We had a picnic lunch surrounded by stray dogs who were very hopeful and patient, some appearing very healthy and others very undernourished. We waited until we had eaten what we wanted before throwing them a few scraps, so they wouldn’t get too bold and become aggressive towards us.
We had a flying descent in the afternoon amidst beautiful scenery and with a tail wind propelling us along, it was a wonderful feeling. We found ourselves a nice free camp spot with some shelter next to a tributary of the Selenga river. A couple of stray dogs came to have a look but did not linger. We were careful about packing up our food scraps so they were not attracted to tent during the night.
Sept 22
Another fantastic day on the road. The scenery is getting wilder and wilder with bare craggy hills to either side, and autumnal coloured tundra grasses on the plains. We stopped in a town which appeared fairly large on the map and found a depressed looking place with
a power station next to a big lake. We were the only customers in the restaurant, which looked as if it could do with some serious input from Gordon Ramsay! In the restaurant it was difficult to communicate, but we ended up with bread, salad, and hot chips, made from freshly cut potatoes so it was very successful altogether. The staff were so patient with us, and tried hard to give us what we wanted. It made me wonder what kind of reception you would get in NZ or UK if you just went to a restaurant and said ‘bread’, ‘soup’, ‘potato’ ‘salad’ as those are about the only Russian words we know!
In the afternoon we had a hill to climb, and then another ripping descent with strong tail wind.
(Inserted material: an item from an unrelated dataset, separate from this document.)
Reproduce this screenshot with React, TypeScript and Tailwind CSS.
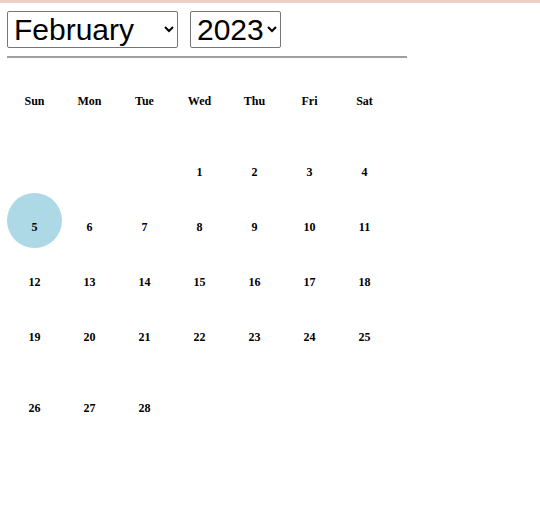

We found a beautiful camping spot sheltered by an embankment amongst the colourful tundra grasses. Dark clouds are gathering and I hope we are not in for another dose of Siberian rain!
Sept 23
Another beautiful day on the road, today with almost no traffic and nowhere at all to spend our money. Stopped in Kalinsha where a man left his potato patch to fill us a bottle
of water from his well.
Sept 24
Border crossing day. A great relief to be over the border with no hassle.
Trip notes
Sept 20 Rest day Ulan Ude
Hotel Buryatia - 1400 Rb
Food and drink - 1400 Rb
History museum - 200Rb
Total = 3000 Rb
Euro = 84
Sept 21 Ulan Ude to … (80.5km) from Ulan Ude towards Mongolian border, following A165
Visited Ivolginsk datsan (10km detour off main route) where we met the 3 Polish backpackers we had met on the train. They had been camping in the mountains at 1500m and it snowed!
Last 30km of today was a fast rolling descent with tailwind. Temp 7 degrees C when we left Ulan Ude, maybe a bit colder with wind chill.
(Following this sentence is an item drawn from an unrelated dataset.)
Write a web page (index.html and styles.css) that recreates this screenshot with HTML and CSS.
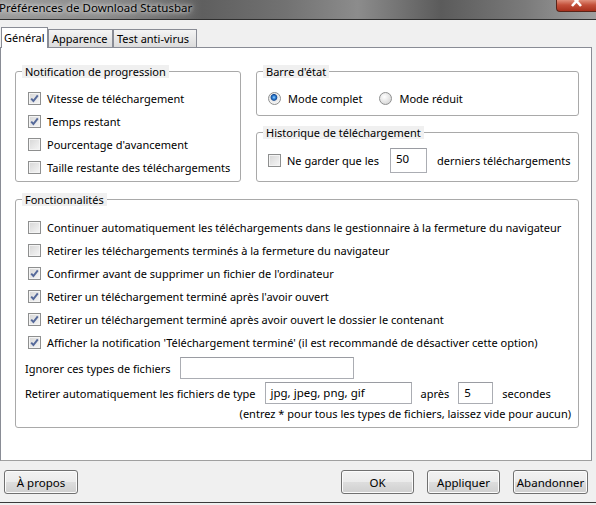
FILE: index.html
```html
<!DOCTYPE html>
<html lang="fr">
<head>
<meta charset="UTF-8">
<title>Préférences de Download Statusbar</title>
<link rel="stylesheet" href="styles.css">
</head>
<body>
<div class="window">
    <div class="titlebar">
        <span class="title">Préférences de Download Statusbar</span>
        <span class="close"><svg width="12" height="7" viewBox="0 0 12 7"><path d="M1 -4 L10 6 M10 -4 L1 6" stroke="#fff" stroke-width="2.6"/></svg></span>
    </div>
    <div class="tabs">
        <span class="tab selected tab-general">Général</span>
        <span class="tab tab-look">Apparence</span>
        <span class="tab tab-av">Test anti-virus</span>
    </div>
    <div class="panel">
        <div class="top-row">
            <fieldset class="group">
                <legend>Notification de progression</legend>
                <div class="group-body notif">
                    <label class="check"><span class="cb on"><svg viewBox="0 0 11 11"><path d="M2.2 5.6 L4.4 8 L8.8 2.4" /></svg></span>Vitesse de téléchargement</label>
                    <label class="check"><span class="cb on"><svg viewBox="0 0 11 11"><path d="M2.2 5.6 L4.4 8 L8.8 2.4" /></svg></span>Temps restant</label>
                    <label class="check"><span class="cb"></span>Pourcentage d'avancement</label>
                    <label class="check"><span class="cb"></span>Taille restante des téléchargements</label>
                </div>
            </fieldset>
            <div class="right-col">
                <fieldset class="group">
                    <legend>Barre d'état</legend>
                    <div class="group-body radios">
                        <label class="radio"><span class="rb on"></span>Mode complet</label>
                        <label class="radio"><span class="rb"></span>Mode réduit</label>
                    </div>
                </fieldset>
                <fieldset class="group">
                    <legend>Historique de téléchargement</legend>
                    <div class="group-body history">
                        <label class="check"><span class="cb"></span>Ne garder que les</label>
                        <span class="field num">50</span>
                        <span class="text">derniers téléchargements</span>
                    </div>
                </fieldset>
            </div>
        </div>

        <fieldset class="group features">
            <legend>Fonctionnalités</legend>
            <div class="group-body">
                <div class="check-list">
                    <label class="check"><span class="cb"></span>Continuer automatiquement les téléchargements dans le gestionnaire à la fermeture du navigateur</label>
                    <label class="check"><span class="cb"></span>Retirer les téléchargements terminés à la fermeture du navigateur</label>
                    <label class="check"><span class="cb on"><svg viewBox="0 0 11 11"><path d="M2.2 5.6 L4.4 8 L8.8 2.4" /></svg></span>Confirmer avant de supprimer un fichier de l'ordinateur</label>
                    <label class="check"><span class="cb on"><svg viewBox="0 0 11 11"><path d="M2.2 5.6 L4.4 8 L8.8 2.4" /></svg></span>Retirer un téléchargement terminé après l'avoir ouvert</label>
                    <label class="check"><span class="cb on"><svg viewBox="0 0 11 11"><path d="M2.2 5.6 L4.4 8 L8.8 2.4" /></svg></span>Retirer un téléchargement terminé après avoir ouvert le dossier le contenant</label>
                    <label class="check"><span class="cb on"><svg viewBox="0 0 11 11"><path d="M2.2 5.6 L4.4 8 L8.8 2.4" /></svg></span>Afficher la notification 'Téléchargement terminé' (il est recommandé de désactiver cette option)</label>
                </div>
                <div class="field-row">
                    <span class="text">Ignorer ces types de fichiers</span>
                    <span class="field ignore"></span>
                </div>
                <div class="field-row">
                    <span class="text">Retirer automatiquement les fichiers de type</span>
                    <span class="field types">jpg, jpeg, png, gif</span>
                    <span class="text">après</span>
                    <span class="field secs">5</span>
                    <span class="text">secondes</span>
                </div>
                <div class="note">(entrez * pour tous les types de fichiers, laissez vide pour aucun)</div>
            </div>
        </fieldset>
    </div>
    <div class="footer">
        <button class="btn about">À propos</button>
        <button class="btn ok">OK</button>
        <button class="btn apply">Appliquer</button>
        <button class="btn cancel">Abandonner</button>
    </div>
</div>
</body>
</html>
```

FILE: styles.css
```css
* {
    box-sizing: border-box;
}

body {
    margin: 0;
    font-family: 'Noto Sans', 'Open Sans', sans-serif;
    font-size: 11px;
    color: #000;
    background: #f0f0f0;
}

.window {
    width: 596px;
    height: 505px;
    display: flex;
    flex-direction: column;
    background: #f0f0f0;
}

/* title bar (aero glass) */
.titlebar {
    height: 20px;
    flex: none;
    display: flex;
    align-items: flex-start;
    border-bottom: 1px solid #2e2e2e;
    background: linear-gradient(90deg, #9a9a9a 0%, #8a8a8a 18%, #5f5f5f 34%, #727272 48%, #8c8c8c 60%, #5b5b5b 74%, #7a7a7a 88%, #a0a0a0 100%);
}

.title {
    font-size: 11.5px;
    line-height: 15px;
    margin-left: -1px;
    text-shadow: 0 0 4px #fff, 0 0 8px #ddd;
}

.close {
    margin-left: auto;
    width: 40px;
    height: 12px;
    display: flex;
    justify-content: center;
    border: 1px solid #5a2418;
    border-top: 0;
    border-right: 0;
    border-radius: 0 0 0 4px;
    background: linear-gradient(#e0907c, #c4503a 45%, #a8301c);
}

/* tabs */
.tabs {
    height: 27px;
    flex: none;
    display: flex;
    align-items: flex-end;
    padding-left: 1px;
}

.tab {
    height: 18px;
    padding: 0 0 0 3px;
    line-height: 18px;
    white-space: nowrap;
    overflow: hidden;
    border: 1px solid #898c95;
    border-bottom: 0;
    background: linear-gradient(#f4f4f4, #e8e8e8 50%, #dcdcdc);
}

.tab.selected {
    position: relative;
    z-index: 1;
    height: 21px;
    margin-bottom: -1px;
    padding-left: 2px;
    line-height: 19px;
    background: #fff;
}

.tab-general {
    width: 47px;
}

.tab-look {
    width: 65px;
}

.tab-av {
    width: 84px;
}

/* panel */
.panel {
    width: 592px;
    height: 414px;
    flex: none;
    padding: 17px 12px 0 14px;
    background: #fff;
    border: 1px solid #898c95;
    border-bottom-color: #a0a0a0;
}

.top-row {
    display: grid;
    grid-template-columns: 226px 1fr;
    column-gap: 15px;
}

.right-col {
    display: flex;
    flex-direction: column;
    justify-content: space-between;
}

.group {
    margin: 0;
    padding: 0;
    min-width: 0;
    border: 1px solid #a9a9a9;
    border-radius: 3px;
}

.group legend {
    margin-left: 6px;
    padding: 0 3px;
    line-height: 13px;
    background: #f0f0f0;
}

.group-body {
    display: flex;
    flex-direction: column;
    gap: 6px;
}

.notif {
    padding: 12px 8px 5px 12px;
}

.radios {
    flex-direction: row;
    gap: 17px;
    padding: 12px 8px 8px 11px;
}

.history {
    flex-direction: row;
    align-items: center;
    gap: 10px;
    padding: 9px 8px 8px 11px;
}

.history .check {
    margin-right: 1px;
}

.text {
    white-space: nowrap;
}

.features {
    margin-top: 11px;
}

.features .group-body {
    gap: 3px;
    padding: 13px 7px 6px 9px;
}

.check-list {
    display: flex;
    flex-direction: column;
    gap: 6px;
    padding-left: 3px;
    margin-bottom: 3px;
}

/* checkbox + radio */
.check, .radio {
    display: flex;
    align-items: center;
    gap: 6px;
    height: 17px;
    white-space: nowrap;
}

.radio {
    gap: 7px;
}

.cb {
    width: 13px;
    height: 13px;
    flex: none;
    border: 1px solid #8e8f8f;
    background: linear-gradient(135deg, #d6d6d6, #f6f6f6);
    box-shadow: inset 0 0 0 1px #f4f4f4;
}

.cb svg {
    display: block;
    width: 11px;
    height: 11px;
}

.cb svg path {
    fill: none;
    stroke: #55699a;
    stroke-width: 2;
}

.rb {
    width: 13px;
    height: 13px;
    flex: none;
    border-radius: 50%;
    border: 1px solid #8e8f8f;
    background: radial-gradient(circle at 40% 35%, #ffffff, #dcdcdc 70%, #c8c8c8);
}

.rb.on {
    background: radial-gradient(circle at 45% 40%, #9ad6ff 0, #2f80d6 18%, #174c94 33%, #e8e8e8 42%, #f4f4f4 70%, #cfcfcf);
}

/* fields */
.field-row {
    display: flex;
    align-items: center;
    gap: 9px;
    height: 22px;
}

.field {
    height: 22px;
    padding: 1px 5px 0;
    line-height: 17px;
    font-size: 11.5px;
    white-space: nowrap;
    border: 1px solid #abadb3;
    border-top-color: #9a9ca2;
    background: #fff;
}

.field.num {
    width: 37px;
    height: 25px;
}

.field.ignore {
    width: 174px;
}

.field.types {
    width: 147px;
}

.field.secs {
    width: 35px;
}

.note {
    height: 14px;
    line-height: 14px;
    text-align: right;
    white-space: nowrap;
}

/* footer */
.footer {
    height: 42px;
    flex: none;
    display: flex;
    align-items: flex-start;
    gap: 13px;
    padding: 9px 8px 0 4px;
    border-bottom: 1px solid #3a3a3a;
}

.btn {
    height: 24px;
    width: 73px;
    padding: 0;
    font: inherit;
    font-size: 11.5px;
    color: #000;
    border: 1px solid #707070;
    border-radius: 3px;
    background: linear-gradient(#f2f2f2 0%, #ebebeb 48%, #dddddd 52%, #cfcfcf 100%);
    box-shadow: inset 0 0 0 1px #fbfbfb;
}

.about {
    width: 74px;
    margin-right: auto;
}

.cancel {
    width: 75px;
}
```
Free camp by tributary of Selenga river.
Sept 22 79km further along the A165 towards Mongolian border
Free camp
Strong tail wind in afternoon
Restaurant 200 RB
Grocery shop 250 RB
Total = 450 RB
Euro = 12.6
Sept 23
Awoke to a frost.
Free camp
74km further along road towards border.
No money spent(nowhere to spend it!)
Sept 24
Crossed border
to Mongolia -crossing went smoothly though we met a motorcycle tourists who had been delayed for a day at the Russian border due to insurance problems.
Sukhbataar 53.5 Km
Food and drink 300
Hotel Orgki - 12000 togrog + 2000 for bicycle security (asked for later in the evening!) no hot water, heating, or lock on the door and toilet wouldn’t flush but they did provide boiled hot water and cooked us nice vegetarian meals.
Dinner in restaurant - 11050 togrog
Changed money at bank within Mongolian border buildings.